Boxes needed to accomplish result 140 nodes, 3,360 drives (incl. 25TB of SSDs for cache), 1,120 CPU cores, 6.7TB RAM. 24 unified controllers, 1,728 drives, 12.2TB Flash Cache, 192 CPU cores, 1.2TB RAM. NetApp is far more powerful per node, and achieves higher performance with a lotless drives, CPUs, RAM and cache.In addition, NetApp can be used for all protocols (FC, iSCSI, NFS, CIFS) and all connectivity methods (FC 4/8Gb, Ethernet 1/10Gb, FCoE).

 

Notice the response time charts:

IsilonVs6240response

NetApp exhibits traditional storage system behavior – latency is very low initially and gradually gets higher the more the box is pushed, as one would expect. Isilon on the other hand starts out slow and gets faster as more metadata gets cached, until the controllers run out of steam (SPEC SFS is very heavy in NAS metadata ops, and should not be compared to heavy-duty block benchmarks like SPC-1).

This is one of the reasons an Isilon cluster is not really applicable for low-latency DB-type apps, or low-latency VMs. It is a great architecture designed to provide high sequential speeds for large files over NAS protocols, and is not a general-purpose storage system. Kudos to the Isilon guys for even getting the great SPEC result in the first place, given that this isn’t what the box is designed to do (the extreme Isilon configuration needed to run the benchmark is testament to that). The better application for Isilon would be capacity-optimized configs (which is what the system is designed for to begin with).

 

Some important points:

  1. First and foremost, the cluster-mode ONTAP architecture now supports all protocols, it is the only unified scale-out architecture available. Any competitors playing in that space only have NAS or SAN offerings but not both in a single architecture.
  2. We didn’t even test with the even faster 6280 box and extra cache (that one can take 8TB cache per node). The result is not the fastest a NetApp cluster can go :) With 6280s it would be a healthy percentage faster, but we had a bunch of the 6240s in the lab so it was easier to test them, plus they’re a more common and less expensive box, making for a more realistic result.
  3. ONTAP in cluster-mode is a general-purpose storage OS, and can be used to run Exchange, SQL, Oracle, DB2, VMs, etc. etc.

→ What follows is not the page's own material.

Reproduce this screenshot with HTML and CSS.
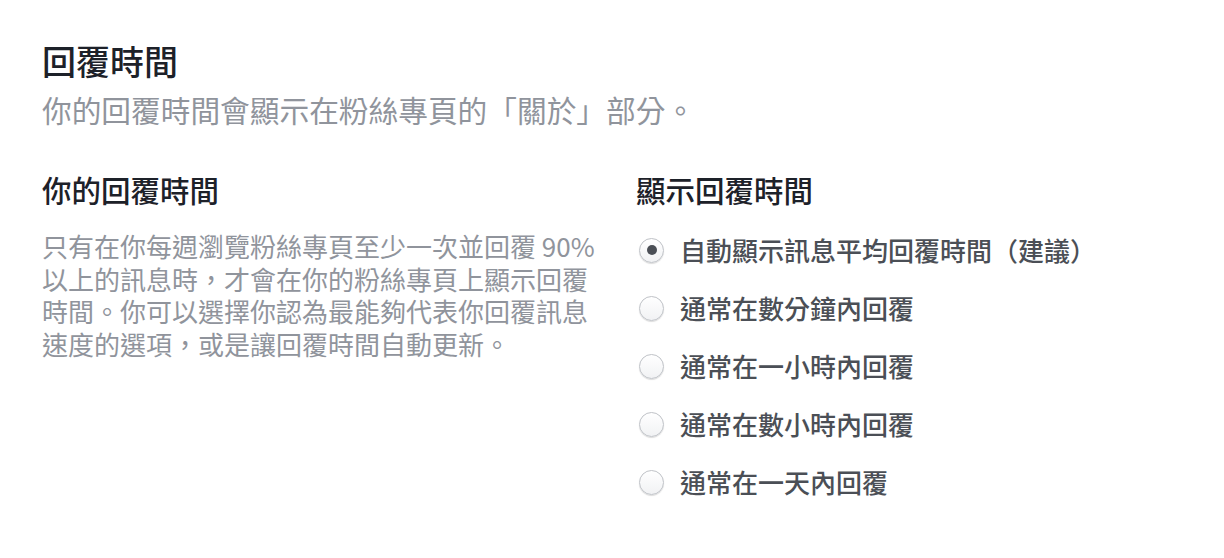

Most other scale-out architectures are simply not suitable for low-latency workloads like DBs and VMs and are instead geared towards high NAS throughput for large files (IBRIX, SONAS, Isilon to name a few – all great at what they do best).
  4. ONTAP in cluster mode is, indeed, a single scale-out cluster and administered as such. It should not be compared to block boxes with NAS gateways in front of them like VNX, HDS + Bluearc, etc.
  5. In ONTAP cluster mode, workloads and virtual interfaces can move around the cluster non-disruptively, regardless of protocol (FC, iSCSI, NFS and yes, even CIFS can move around non-disruptively assuming you have clients that can talk SMB 2.1 and above).
  6. In ONTAP cluster mode, any data can be accessed from any node in the cluster – again, impossible with non-unified gateway solutions like VNX that have individual NAS servers in front of block storage, with zero awareness between the NAS heads aside from failover.
  7. ONTAP cluster mode can allow certain cool things like upgrading storage controllers from one model to another completely non-disruptively, most other storage systems need some kind of outage to do this. All we do is add the new boxes to the existing cluster :)
  8. ONTAP cluster mode supports all the traditional NetApp storage efficiency and protection features: RAID-DP, replication, deduplication, compression, snaps, clones, thin provisioning. Again, the goal is to provide a scale-out general-purpose storage system, not a niche box for only a specific market segment. It even supports virtualizing your existing storage.
  9. There was a single namespace for the NFS data. Granted, not the same architecture as a single filesystem from some competitors.
  10. Last but not least – no “special” NetApp boxes are needed to run Cluster Mode. In contrast to other vendors selling a completely separate scale-out architecture (different hardware and software and management), normal NetApp systems can enter a scale-out cluster as long as they have enough connectivity for the cluster network and can run ONTAP 8. This ensures investment protection for the customer plus it’s easier for NetApp since we don’t have umpteen hardware and software architectures to develop for and support :)
  11. Since people have been asking: The SFS benchmark generates about 120MB per operation. The slower you go, the less space you will use on the disks, regardless of how many disks you have. This creates some imbalance in large configs (for example, only about 128TB of the 864TB available was used on Isilon).

Just remember – in order to do what ONTAP in Cluster Mode does, how many different architectures would other vendors be proposing?

  • Scale-out SAN
  • Scale-out NAS
  • Replication appliances
  • Dedupe appliances
  • All kinds of management software

How many people would it take to keep it all running? And patched? And how many firmware inter-dependencies would there be?

And what if you didn’t need, say, scale-out SAN to begin with, but some time after buying traditional SAN realized you needed scale-out? Would your current storage vendor tell you you needed, in addition to your existing SAN platform, that other one that can do scale-out? That’s completely different than the one you bought? And that you can’t re-use any of your existing stuff as part of the scale-out box, regardless of how high-end your existing SAN is?

How would that make you feel?

Always plan for the future…

Comments welcome.

D

PS: Made some small edits in the RAID parts and also added the official EMC pricelist link.